Public understanding of Darfur has been muddied by the understandable tendency of those who do not know Sudan to view this territory in the west of the country through the lens of the much more publicized civil war in the south. But unlike the decades-long struggle between successive Arab regimes in Khartoum and rebels drawn from predominately non-Muslim African communities in the south, the fighting in Darfur is of more recent origin—and all of the combatants and their victims are followers of Islam. 

At first glance, the fighting in Greater Darfur, which includes the three states of North, South, and West Darfur, appears to be an ethnic clash. It pits an Arab-dominated government in Khartoum, aligned with ethnic militias drawn from some Arab nomadic groups that have long roamed freely across Darfur’s forbidding desert and fertile farmland, against rebel groups drawn largely from three main African groups, two of which are traditionally settled agriculturalists or semi-pastoralists. But the reality is more complex. Until the mid-1980s, Arab herders and African farmers occasionally clashed, but mostly co-existed peacefully. In fact, despite the ethnic polarization that now exists, there has been considerable ethnic fluidity and intermarriage.

The seeds of the conflict in Darfur were sown by decades of government exploitation, manipulation, and neglect; recurrent episodes of drought and increasing desertification leading to competition for ever-diminishing resources; a flow of arms and people caused by earlier wars in Chad; and the failure of the international community to hold the government of Sudan accountable for the human rights abuses committed over two decades in other regions of the country. Paradoxically, however, the immediate spark may have been progress in negotiations to end the twenty-one-year-long north-south conflict, which created fears among Darfurians that they might be excluded from the power- and wealth-sharing formula being negotiated by the government and the Sudan People’s Liberation Movement/Army (SPLM/A), the rebel group that has waged a civil war in the south since 1983. 

In February 2003, the Darfur rebels of the Sudan Liberation Army shocked Khartoum by successfully assaulting government military forces in Fashir, the capital of North Darfur, and achieving a string of military successes. In response, the Bashir government launched a vicious counter-insurgency campaign in Darfur, patterned after earlier campaigns it had conducted in southern Sudan and the Nuba Mountains, using a proxy militia force, the so-called Janjaweed, made up of members of nomadic Arab tribes. 

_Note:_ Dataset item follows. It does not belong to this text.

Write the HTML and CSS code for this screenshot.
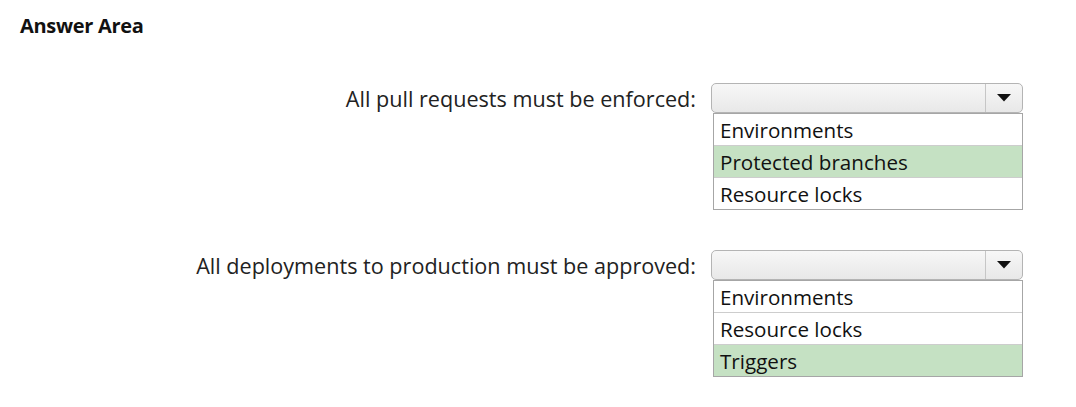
FILE: index.html
```html
<!DOCTYPE html>
<html>
<head>
<meta charset="utf-8">
<link rel="stylesheet" href="styles.css">
</head>
<body>
<div class="page">
  <h1 class="title">Answer Area</h1>
  <div class="groups">
    <div class="group">
      <div class="label">All pull requests must be enforced:</div>
      <div class="control">
        <div class="select">
          <span class="btn"><svg width="14" height="8" viewBox="0 0 14 8"><polygon points="0,0 14,0 7,7.5" fill="#111"/></svg></span>
        </div>
        <ul class="options">
          <li>Environments</li>
          <li class="picked">Protected branches</li>
          <li>Resource locks</li>
        </ul>
      </div>
    </div>
    <div class="group">
      <div class="label">All deployments to production must be approved:</div>
      <div class="control">
        <div class="select">
          <span class="btn"><svg width="14" height="8" viewBox="0 0 14 8"><polygon points="0,0 14,0 7,7.5" fill="#111"/></svg></span>
        </div>
        <ul class="options">
          <li>Environments</li>
          <li>Resource locks</li>
          <li class="picked">Triggers</li>
        </ul>
      </div>
    </div>
  </div>
</div>
</body>
</html>
```
FILE: styles.css
```css
html, body {
  margin: 0;
  background: #ffffff;
}
body {
  font-family: "Open Sans", "Noto Sans", sans-serif;
  color: #1b1b1b;
}
.page {
  padding-top: 13px;
}
.title {
  margin: 0 0 0 20px;
  font-size: 20px;
  font-weight: 700;
  line-height: 26px;
  letter-spacing: -0.3px;
  color: #111;
}
.groups {
  display: flex;
  flex-direction: column;
  gap: 40px;
  margin-top: 44px;
}
.group {
  display: grid;
  grid-template-columns: 696px 312px;
  column-gap: 15px;
  align-items: start;
}
.label {
  text-align: right;
  font-size: 21.6px;
  line-height: 32px;
  color: #222;
}
.control {
  display: flex;
  flex-direction: column;
}
.select {
  box-sizing: border-box;
  height: 30px;
  border: 1px solid #b4b4b4;
  border-radius: 5px;
  background: linear-gradient(#f7f7f7, #e8e8e8);
  display: flex;
  justify-content: flex-end;
}
.btn {
  width: 36px;
  border-left: 1px solid #c6c6c6;
  display: flex;
  align-items: center;
  justify-content: center;
}
.options {
  list-style: none;
  margin: 0 0 0 2px;
  padding: 0;
  width: 310px;
  box-sizing: border-box;
  border: 1px solid #a6a6a6;
}
.options li {
  height: 31px;
  line-height: 33px;
  padding-left: 6px;
  font-size: 20.6px;
  color: #111;
  border-bottom: 1px solid #cdcdcd;
}
.options li:last-child {
  border-bottom: none;
}
.options li.picked {
  background: #c5e1c3;
}
```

The first loud warnings of an impending human rights catastrophe came in October-November 2003, when U.N. agencies reported that villages had been burned and Amnesty International reported that Sudanese refugees in camps in Chad were describing “how militias armed with Kalashnikovs and other weapons . . . often dressed in green army uniforms, raided villages, burnt houses and crops and killed people and cattle.” Shortly thereafter, Jan Egeland, United Nations under-secretary for humanitarian affairs and emergency relief, warned that the humanitarian situation in Darfur had become “one of the worst in the world.” In December 2003, as Khartoum imposed tight restrictions on access to the region and launched a new offensive, U.N. Secretary-General Kofi Annan echoed Egeland’s concern.

In April 2004, reporting by U.N. agencies, humanitarian nongovernmental organizations (NGOs), human rights groups, and the media started to reveal the enormity and nature of what was happening—and, on April 7, Kofi Annan, addressing the Commission on Human Rights on the 10th anniversary of the Rwanda genocide, called attention to the human rights abuses and growing humanitarian crisis in Darfur and called on the international community to be prepared to take swift and appropriate action.

Based on its investigations in Darfur and refugee camps in Chad at that time, Human Rights Watch found “credible evidence that the government of Sudan has purposefully sought to remove by violent means the Masalit and Fur population from large parts of Darfur in operations that amount to ethnic cleansing.” As a result of the mounting evidence that massive human rights abuses and crimes against humanity were being committed, the Security Council began—slowly and hesitantly—to pay attention to Darfur.